In an ever-changing climate of rising material costs, lenders should pay close attention to the contract between the borrower and homebuilder.  The ‘Construction Liability, Risk Management and Building Materials Committee’ of the National Association of Homebuilders published a contract addendum for homebuilders to use in their construction contracts that provides an ‘Escalation Clause for Specified Building Materials’.  This document can be used to modify fixed-prices contracts, and, in the event of rising material costs, shift the cost increases onto the homeowner.  Lenders across the United States have noticed a significant increase in contracts that include this addendum or one with similar language that has the same impact.  These changes to ‘fixed-price’ contracts now act more like ‘cost-plus’ contracts where the homeowner/borrower is assuming the risk of rising materials costs.  

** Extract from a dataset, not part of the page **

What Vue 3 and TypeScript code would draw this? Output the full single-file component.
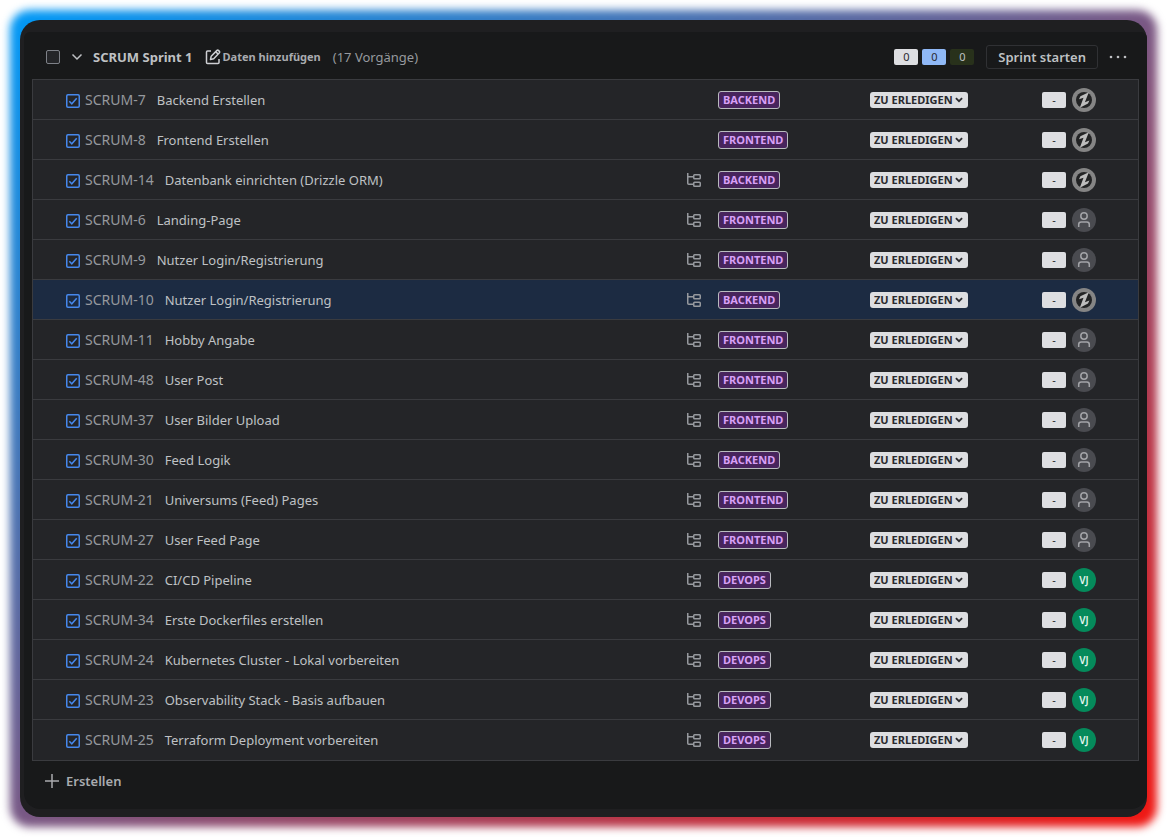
<script setup lang="ts">
import { ref } from 'vue'

type Avatar = 'logo' | 'none' | 'vj'

interface Issue {
  id: number
  title: string
  epic: 'BACKEND' | 'FRONTEND' | 'DEVOPS'
  avatar: Avatar
  subtasks: boolean
}

const issue = (id: number, title: string, epic: Issue['epic'], avatar: Avatar, subtasks = true): Issue => ({
  id,
  title,
  epic,
  avatar,
  subtasks,
})

const issues = ref<Issue[]>([
  issue(7, 'Backend Erstellen', 'BACKEND', 'logo', false),
  issue(8, 'Frontend Erstellen', 'FRONTEND', 'logo', false),
  issue(14, 'Datenbank einrichten (Drizzle ORM)', 'BACKEND', 'logo'),
  issue(6, 'Landing-Page', 'FRONTEND', 'none'),
  issue(9, 'Nutzer Login/Registrierung', 'FRONTEND', 'none'),
  issue(10, 'Nutzer Login/Registrierung', 'BACKEND', 'logo'),
  issue(11, 'Hobby Angabe', 'FRONTEND', 'none'),
  issue(48, 'User Post', 'FRONTEND', 'none'),
  issue(37, 'User Bilder Upload', 'FRONTEND', 'none'),
  issue(30, 'Feed Logik', 'BACKEND', 'none'),
  issue(21, 'Universums (Feed) Pages', 'FRONTEND', 'none'),
  issue(27, 'User Feed Page', 'FRONTEND', 'none'),
  issue(22, 'CI/CD Pipeline', 'DEVOPS', 'vj'),
  issue(34, 'Erste Dockerfiles erstellen', 'DEVOPS', 'vj'),
  issue(24, 'Kubernetes Cluster - Lokal vorbereiten', 'DEVOPS', 'vj'),
  issue(23, 'Observability Stack - Basis aufbauen', 'DEVOPS', 'vj'),
  issue(25, 'Terraform Deployment vorbereiten', 'DEVOPS', 'vj'),
])

const selectedId = ref(10)
</script>

<template>
  <main class="stage">
    <div class="frame">
      <section class="panel" aria-labelledby="sprint-name">
        <header class="head">
          <input class="check-all" type="checkbox" aria-labelledby="sprint-name" />
          <button class="icon-btn toggle" type="button" aria-labelledby="sprint-name">
            <svg width="12" height="8" viewBox="0 0 12 8" fill="none" stroke="currentColor" stroke-width="1.5">
              <path d="M1.5 1.5 6 6l4.500-4.500" />
            </svg>
          </button>
          <h2 id="sprint-name" class="name">SCRUM Sprint 1</h2>
          <button class="dates" type="button">
            <svg width="16" height="16" viewBox="0 0 16 16" fill="none" stroke="currentColor" stroke-width="1.500" stroke-linejoin="round">
              <path d="M6 2H2.500Q1.500 2 1.500 3v10.500q0 1 1 1H13q1 0 1-1V10" />
              <path d="M5.500 10.500 6.200 7.200 12 1.400q.7-.6 1.400 0l1 1q.6.7 0 1.400L8.700 9.700z" />
              <path d="m10.800 2.800 2.300 2.300" />
            </svg>
            Daten hinzufügen
          </button>
          <span class="count">({{ issues.length }} Vorgänge)</span>
          <div class="sums">
            <span class="sum todo">0</span>
            <span class="sum doing">0</span>
            <span class="sum done">0</span>
          </div>
          <button class="start" type="button">Sprint starten</button>
          <button class="icon-btn more" type="button" aria-label="Mehr">
            <svg width="18" height="4" viewBox="0 0 18 4" fill="currentColor">
              <circle cx="2" cy="2" r="1.300" />
              <circle cx="9" cy="2" r="1.300" />
              <circle cx="16" cy="2" r="1.300" />
            </svg>
          </button>
        </header>

        <table class="issues">
          <colgroup>
            <col />
            <col class="col-tree" />
            <col class="col-epic" />
            <col class="col-status" />
            <col class="col-owner" />
          </colgroup>
          <tbody>
            <tr v-for="item in issues" :key="item.id" :class="{ selected: item.id === selectedId }">
              <td>
                <div class="summary">
                  <svg class="type" width="14" height="16" viewBox="0 0 14 16" fill="none" stroke="currentColor" stroke-width="1.500">
                    <rect x=".75" y="2.750" width="12.500" height="12.500" rx="1.200" />
                    <path d="m3.300 9.300 2.500 2.500 4.900-5.600" />
                  </svg>
                  <a class="key" href="#">SCRUM-{{ item.id }}</a>
                  <span :id="`issue-${item.id}`" class="title">{{ item.title }}</span>
                </div>
              </td>
              <td>
                <svg v-if="item.subtasks" class="tree" width="16" height="16" viewBox="0 0 16 16" fill="none" stroke="currentColor" stroke-width="1.500">
                  <path d="M1.750 1v10.250q0 1 1 1H8M1.750 4.750H8" />
                  <rect x="7.750" y="2.750" width="6.500" height="4" rx=".8" />
                  <rect x="7.750" y="10.250" width="6.500" height="4" rx=".8" />
                </svg>
              </td>
              <td><div class="epic">{{ item.epic }}</div></td>
              <td>
                <div class="status">
                  <select :aria-labelledby="`issue-${item.id}`">
                    <option>ZU ERLEDIGEN</option>
                  </select>
                  <svg width="8" height="6" viewBox="0 0 8 6" fill="none" stroke="currentColor" stroke-width="1.800">
                    <path d="m.9 1.200 3.100 3 3.100-3" />
                  </svg>
                </div>
              </td>
              <td>
                <div class="owner">
                  <span class="points">-</span>
                  <svg v-if="item.avatar === 'logo'" width="24" height="24" viewBox="0 0 24 24">
                    <circle cx="12" cy="12" r="12" fill="#858585" />
                    <circle cx="12" cy="12" r="8" fill="#222324" />
                    <path d="M7 11.200 8.400 8.200 16.800 4.200 12.900 14.300 17.400 12.600 16 15.600 7.800 19.800 11.500 9.700z" fill="#bdbdbd" />
                  </svg>
                  <svg v-else-if="item.avatar === 'none'" width="24" height="24" viewBox="0 0 24 24" fill="none" stroke="#a3a4a8" stroke-width="1.500">
                    <circle cx="12" cy="12" r="12" fill="#4a4b50" stroke="none" />
                    <circle cx="12" cy="8" r="3.200" />
                    <path d="M6.700 19v-2.500q0-2.500 2.500-2.500h5.600q2.500 0 2.500 2.500V19" />
                  </svg>
                  <span v-else class="initials">VJ</span>
                </div>
              </td>
            </tr>
          </tbody>
        </table>

        <button class="create" type="button">
          <svg width="14" height="14" viewBox="0 0 14 14" stroke="currentColor" stroke-width="1.500">
            <path d="M7 0v14M0 7h14" />
          </svg>
          Erstellen
        </button>
      </section>
    </div>
  </main>
</template>

<style>
body {
  margin: 0;
  background: #fff;
}
</style>

<style scoped>
.stage {
  box-sizing: border-box;
  min-height: 100vh;
  padding: 20px;
  overflow: hidden;
  display: grid;
  font-family: "Segoe UI", "Noto Sans", "Open Sans", sans-serif;
  font-size: 13px;
  line-height: 20px;
  color: #bfc1c4;
}
.frame {
  position: relative;
  box-sizing: border-box;
  padding: 12px 0 8px 4px;
  border-radius: 20px;
  background: #1f1f21;
}
.frame::before {
  content: "";
  position: absolute;
  z-index: -1;
  inset: -10px;
  border-radius: 20px;
  background: linear-gradient(to bottom right, #0099f7, #f11712);
  filter: blur(4px);
}
.panel {
  box-sizing: border-box;
  height: 100%;
  padding: 0 8px;
  border-radius: 6px 6px 16px 16px;
  background: #18191a;
}
button {
  padding: 0;
  border: 0;
  background: none;
  color: inherit;
  font: inherit;
}
.head {
  display: flex;
  align-items: center;
  height: 47px;
  padding: 2px 12px 0 14px;
  box-sizing: border-box;
}
.check-all {
  appearance: none;
  box-sizing: border-box;
  width: 14px;
  height: 14px;
  margin: 0;
  border: 1px solid #7e8188;
  border-radius: 2px;
  background: #242528;
}
.icon-btn {
  display: flex;
}
.toggle {
  margin: 0 10px 0 11px;
}
.name {
  margin: 0;
  font-size: 13px;
  font-weight: 700;
}
.dates {
  display: flex;
  align-items: center;
  gap: 2px;
  margin: 0 12px;
  font-size: 11px;
  font-weight: 700;
  color: #a9abaf;
}
.dates svg {
  color: #ced0d4;
}
.count {
  color: #96999e;
}
.sums {
  display: flex;
  gap: 4px;
  margin: 0 12px 0 auto;
}
.sum,
.points {
  width: 24px;
  height: 16px;
  border-radius: 2px;
  font-size: 11px;
  line-height: 16px;
  text-align: center;
}
.todo,
.points {
  background: #dddee1;
  color: #292a2e;
}
.doing {
  background: #8fb8f6;
  color: #292a2e;
}
.done {
  background: #28311b;
  color: #bfc1c4;
}
.start {
  box-sizing: border-box;
  height: 24px;
  padding: 0 11px;
  margin-right: 11px;
  border: 1px solid #303134;
  border-radius: 3px;
  font-weight: 600;
}
.issues {
  width: 100%;
  table-layout: fixed;
  border-collapse: separate;
  border-spacing: 0;
  border: 1px solid #3a3b3f;
  background: #242528;
}
.col-tree { width: 32px; }
.col-epic { width: 152px; }
.col-status { width: 172px; }
.col-owner { width: 96px; }
td {
  box-sizing: border-box;
  height: 40px;
  padding: 0;
  border-bottom: 1px solid #3a3b3f;
}
tr:last-child td {
  border-bottom: 0;
}
.selected td {
  background: #1c2b42;
}
.summary {
  display: flex;
  align-items: center;
  padding-left: 33px;
}
.type {
  margin-right: 5px;
  color: #4688ec;
}
.key {
  margin-right: 11px;
  color: #96999e;
  font-size: 14px;
  text-decoration: none;
}
.tree {
  display: block;
  color: #96999e;
}
.epic {
  box-sizing: border-box;
  width: fit-content;
  height: 18px;
  padding: 0 4px;
  border: 1px solid #b9bbbf;
  border-radius: 3px;
  background: #48245d;
  color: #d8a0f7;
  font-size: 11px;
  font-weight: 700;
  line-height: 16px;
}
.status {
  position: relative;
  width: 98px;
  height: 16px;
  color: #292a2e;
}
.status select {
  appearance: none;
  display: block;
  width: 100%;
  height: 16px;
  padding: 0 4px;
  border: 0;
  border-radius: 3px;
  background: #dddee1;
  color: inherit;
  font-family: inherit;
  font-size: 11px;
  font-weight: 700;
  line-height: 16px;
}
.status svg {
  position: absolute;
  top: 5px;
  right: 5px;
  pointer-events: none;
}
.owner {
  display: flex;
  align-items: center;
  gap: 6px;
}
.initials {
  width: 24px;
  height: 24px;
  border-radius: 50%;
  background: #058a5b;
  color: #e4f5ee;
  font-size: 10px;
  font-weight: 600;
  line-height: 24px;
  text-align: center;
}
.create {
  display: flex;
  align-items: center;
  gap: 7px;
  margin: 10px 0 0 13px;
  font-weight: 600;
  color: #a9abaf;
}
</style>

For homebuilders, rising material costs threaten their ability to complete the project while maintaining a profit. Additionally, rising material costs cause the homeowner to come out of pocket to cover the difference, which may impact their ability to re-qualify for the permanent mortgage when the construction is finished.  Thinly capitalized builders may not be able to, or may not want to, absorb additional costs under ‘fixed-price’ contracts, especially in markets where there is heavy demand and the incentive to simply walk away for more profitable works exists.  

Unfortunately, these scenarios are all too real and pose a significant risk to all parties, including the financial institution providing the construction financing. Here are three areas where lenders can leverage sound best practices when dealing with both fixed price and hybrid contracts.  

 

Require Contingency Reserve Accounts

Consider requiring a borrower’s contingency reserve that is financed directly into the loan. The borrower will need to qualify for the increase in the cost to build and the home may need to appraise higher, but the benefit could provide enough cushion to lessen the financial burden on the homeowner should cost increases.  The borrower contingency should be kept hidden from the homebuilder and only be used to cover cost overages that the borrower is obligated to pay.  Lenders may need to review their construction loan agreement to see if a contingency reserve is contemplated.   

 

Use a Builder Acknowledgement Form 

A builder acknowledgement document that is executed prior to the close of the construction loan can help ensure that all parties are on the same page before construction begins.  This acknowledgement should clearly address all the covenants that apply to the borrower in their loan agreement, such as the draw and change order process, inspection process, and how cost overages are handled.  A good builder acknowledgement form will contain simple language that the builder has to commit to and supersedes any other agreements between the borrower and builder.  The benefit of this type of agreement is twofold: first, it provides confirmation that the builder understands the borrowers obligations to the lender, and second, it expedites the contract review process and prevents any hidden covenants that could impact the completion of the project, including rising material cost stipulations.  

 

Review Your Change Order Policy

Review your internal policies and loan agreement to ensure that they include a clause for lender approval of all change orders.  Change orders in the construction industry are the process that allows modifications to the construction contract and changes the contractor’s scope of work.  Some builders look at change orders to help keep all stakeholders on the same page and prevent surprises when changes by the homeowner result in cost increases. However, some homebuilders use them as an opportunity to sell upgrades and generate additional revenue.  Construction lenders’ approach to change orders fall into two categories: those that want to know and those that don’t.  

In a climate of rising material costs, not knowing about changes could impact costs and potentially threaten project completion.  A construction loan agreement that requires the borrower to provide all change orders to the lender for acceptance prior to making the change allows the lender to review the impact to the collateral before the work starts.  Lenders should review their post-closing policies and procedures to see how change orders are currently being managed.  

Having an active change order policy allows lenders to exercise caution when reviewing change orders that reduce one line item at the end of the project, such as finishes, pools, or landscaping, at the expense of another to cover current costs.  This scenario leads to ‘robbing Peter to pay Paul’, without considering how the reduced line items will be paid for and potentially impact the finished appraised value or the ability to get a successful final inspection by the appraiser. 

Change orders for ‘upgrades’ to the budget should be paid out-of-pocket by the borrower to the contractor with proof of payment provided to the lender.  Avoid allowing borrowers to use contingency reserves for upgrades until the project is significantly close to complete.  During the final draw, the borrower can request any remaining contingency funds be reimbursed or applied to the principal of the loan, depending on the terms of the Promissory Note and Construction Loan Agreement

Rising construction costs impact all parties and a good understanding of the construction loan agreement is essential to the success of a construction lending program.  The above practices will help you navigate market trends and implement best practices to reduce risk to all parties involved.